遺言執行者観に関する謬説がなくなるまで①
1 資料を渉猟、分析して、事実を追究
祥伝社新書「明治三十七年のインテリジェンス外交」前坂俊之著を一気に読んだ。
資料を渉猟し、分析して、事実を追究する姿勢には、感心した。
この姿勢は、弁護士も見習うべきだ。
2 文辞明晰、語彙豊富
舞台は日露戦争と戦後のポーツマス講和会議なので、時代は明治。
資料というものが古い。したがって、原典は、文辞難解なものも多いと思われるが、著者の文辞は、決して難解ではない。明晰にして豊富な語彙が、ものの本質を掌において指さす如く、私の蒙を啓いてくれた。
一部の語彙については、かなをふり、カッコ書きで意味の説明までしてある。
であるから、分かりやすい本だ。
3 立場の違う双方から語らせる手法は、秀逸
私がもっとも感心したのは、著者が、ポーツマス講和会議の舞台裏を、資料に基づき、日本側に語らせ、かつ、ロシア側に語らせるという手法をとったことだ。
これほど公平なことはない。
この手法も、弁護士が見習うべきだ。
日本側の全権大使の言、イコール、ロシア全権大使の言に非ず。また、ロシア全権大使の言、イコール、日本側の全権大使の言に非ずだ。
双方の意見の相違は、民事事件の原被告の主張の差より大きい。
その主張の差を、じかに、双方から聴くのである。
そして、何が真実であるのか?、何故そうなったのか?は、読者が判断するのである。あたかも、原被告の主張の違いを聴き、証拠を分析して、真実を発見する裁判官のようにだ。もっとも、著者も、一定の断は下してはいるが。
4 読みやすい分量
この本の良さは他にもある。文章の量だ。何日もかけなければ読めない量なら、私は、敬遠したかもしれない。

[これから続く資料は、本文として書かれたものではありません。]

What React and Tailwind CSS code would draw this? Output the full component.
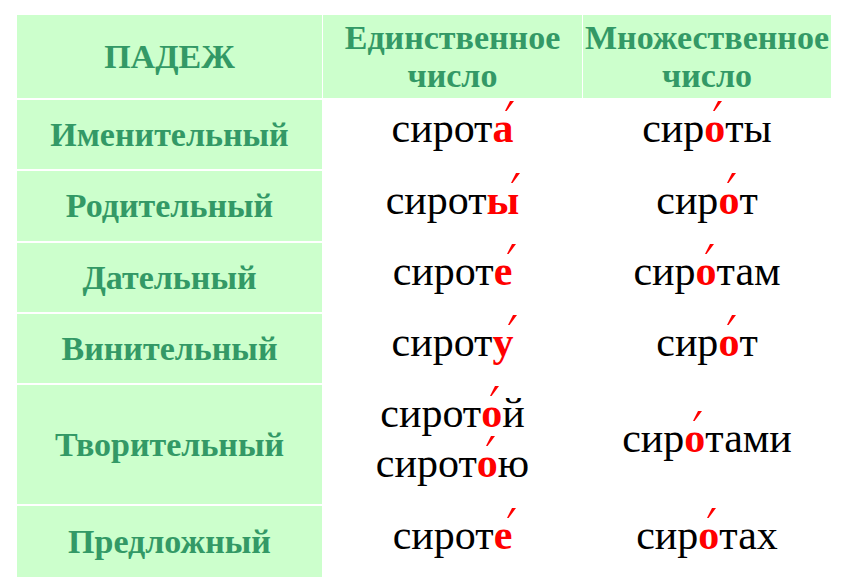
const rows = [
  { name: 'Именительный', sg: [['сирот', 'а', 'left-[80%]', '']], pl: ['сир', 'о', 'left-[62%]', 'ты'], h: 'h-[69px]' },
  { name: 'Родительный', sg: [['сирот', 'ы', 'left-[86%]', '']], pl: ['сир', 'о', 'left-[62%]', 'т'], h: 'h-[70px]' },
  { name: 'Дательный', sg: [['сирот', 'е', 'left-[95%]', '']], pl: ['сир', 'о', 'left-[62%]', 'там'], h: 'h-[69px]' },
  { name: 'Винительный', sg: [['сирот', 'у', 'left-[92%]', '']], pl: ['сир', 'о', 'left-[62%]', 'т'], h: 'h-[69px]' },
  {
    name: 'Творительный',
    sg: [['сирот', 'о', 'left-[62%]', 'й'], ['сирот', 'о', 'left-[62%]', 'ю']],
    pl: ['сир', 'о', 'left-[62%]', 'тами'],
    h: 'h-[119px]',
  },
  { name: 'Предложный', sg: [['сирот', 'е', 'left-[95%]', '']], pl: ['сир', 'о', 'left-[62%]', 'тах'], h: 'h-[71px]' },
];

// stress mark: small red wedge above the vowel
function Stressed({ vowel, at }) {
  return (
    <span className="relative font-bold text-[#ff0000]">
      {vowel}
      <svg className={'absolute top-[-4px] ml-[-4px] h-[10px] w-[9px] ' + at} viewBox="0 0 9 10">
        <polygon points="0,10 5,0 9,0 1.6,10" fill="#ff0000" />
      </svg>
    </span>
  );
}

function Word({ parts }) {
  const [before, vowel, at, after] = parts;
  return (
    <div>
      {before}
      <Stressed vowel={vowel} at={at} />
      {after}
    </div>
  );
}

export default function App() {
  return (
    <div
      className="bg-white pt-[15px] pb-[8px] pl-[17px]"
      style={{ fontFamily: "'Liberation Serif', 'Times New Roman', serif" }}
    >
      <div className="grid w-[814px] grid-cols-[305px_259px_248px] gap-x-px gap-y-[2px]">
        <div className="flex h-[83px] items-center justify-center bg-[#ccffcc] text-[34px] font-bold leading-[38px] text-[#339966]">
          ПАДЕЖ
        </div>
        <div className="flex h-[83px] items-center justify-center bg-[#ccffcc] text-center text-[34px] font-bold leading-[38px] text-[#339966]">
          Единственное
          <br />
          число
        </div>
        <div className="flex h-[83px] items-center justify-center bg-[#ccffcc] text-center text-[34px] font-bold leading-[38px] text-[#339966]">
          Множественное
          <br />
          число
        </div>

        {rows.map((r) => (
          <div key={r.name} className="contents">
            <div className={'flex items-center justify-center bg-[#ccffcc] text-[34px] font-bold leading-[40px] text-[#339966] ' + r.h}>
              {r.name}
            </div>
            <div className={'flex flex-col items-center justify-center pb-[13px] text-[42px] leading-[50px] text-black ' + r.h}>
              {r.sg.map((w, i) => (
                <Word key={i} parts={w} />
              ))}
            </div>
            <div className={'flex flex-col items-center justify-center pb-[13px] text-[42px] leading-[50px] text-black ' + r.h}>
              <Word parts={r.pl} />
            </div>
          </div>
        ))}
      </div>
    </div>
  );
}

資料の多い著作には、ときに、せっかく集めた資料だ、割愛するのは惜しい、と思うのか、詳細すぎるものがときにある。
しかし、この本の量は、集中し、惹きつけられ、没頭し、一気に終わる、という量だ。これにも感心した。
5 総評
この本は、一般の人にもだが、弁護士にも勧めたい本である。